The coffee made resembles that of the Italian makers, though smoother,
with more noticeable froth. The machine's slow process lets the coffee
saturate through the water, the heat unleashing and liquefying its potent
aromas, which waft through the air as the mixture brews. Where the
bubbler, once boiling, produces its liquid very quickly, the press is a lazy
machine, self-satisfied. It takes its own damn time; strain the coffee too
soon, and you miss out on much of its potential flavor.
French presses are more transportable than Italian devices, though less
than a basic filter. They require only hot water, but do have to be cleaned
after use. Some travel presses exist, with a screw-on, airtight top. One
makes the coffee, pours it, and screws the top on; there's no danger of the
loose grounds escaping, and cleaning can be done at one's convenience.
So what technology makes the perfect cup? Perhaps it all depends on mood.

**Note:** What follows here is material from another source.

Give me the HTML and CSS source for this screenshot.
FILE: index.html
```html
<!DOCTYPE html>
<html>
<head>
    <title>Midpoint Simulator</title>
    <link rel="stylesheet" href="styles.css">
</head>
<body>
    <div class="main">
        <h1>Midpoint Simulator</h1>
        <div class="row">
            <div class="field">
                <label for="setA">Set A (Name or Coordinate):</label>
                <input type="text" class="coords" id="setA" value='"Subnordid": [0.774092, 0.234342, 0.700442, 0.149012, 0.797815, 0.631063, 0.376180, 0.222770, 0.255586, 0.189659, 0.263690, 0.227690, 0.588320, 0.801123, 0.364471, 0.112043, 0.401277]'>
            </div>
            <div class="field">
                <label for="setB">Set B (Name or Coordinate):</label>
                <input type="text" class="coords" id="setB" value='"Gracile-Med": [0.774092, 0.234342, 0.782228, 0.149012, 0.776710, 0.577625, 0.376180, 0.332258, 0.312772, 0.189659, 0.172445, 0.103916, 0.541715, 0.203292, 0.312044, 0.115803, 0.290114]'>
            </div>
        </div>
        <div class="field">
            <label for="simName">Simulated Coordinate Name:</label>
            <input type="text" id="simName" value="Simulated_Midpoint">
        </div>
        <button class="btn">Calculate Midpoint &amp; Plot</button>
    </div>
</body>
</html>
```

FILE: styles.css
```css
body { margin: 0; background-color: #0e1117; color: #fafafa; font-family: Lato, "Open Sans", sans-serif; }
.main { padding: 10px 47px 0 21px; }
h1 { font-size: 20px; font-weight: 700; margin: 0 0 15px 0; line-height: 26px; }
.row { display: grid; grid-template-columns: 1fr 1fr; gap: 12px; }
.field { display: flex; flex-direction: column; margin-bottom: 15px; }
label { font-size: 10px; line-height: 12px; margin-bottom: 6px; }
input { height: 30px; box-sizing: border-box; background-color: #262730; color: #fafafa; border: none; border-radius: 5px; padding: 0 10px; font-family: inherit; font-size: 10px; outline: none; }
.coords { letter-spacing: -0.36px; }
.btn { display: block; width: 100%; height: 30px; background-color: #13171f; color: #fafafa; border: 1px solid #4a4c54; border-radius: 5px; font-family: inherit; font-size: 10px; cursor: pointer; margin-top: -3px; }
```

Do you like the reliable smoothness of a filter and cone, the steamy kick of
an Italian bubbler, or the refined elegance of a French press? The process
one goes through to make coffee, in this author's opinion, greatly informs
the experience of drinking it. From buying to grinding to brewing, each
step in the process has its own sensory stimuli-the smell of roasting beans
as I walk into Peet's, the sadistic whine of the grinder's silver blades, the
coy, fogged-up glass of my French press. Sure, the coffee will soon course
through my veins, awakening my mind and satiating my brutal caffeine
addiction, but I never let the need for speed, as it were, interfere with my
enjoyment of a mug of steaming, earthy java.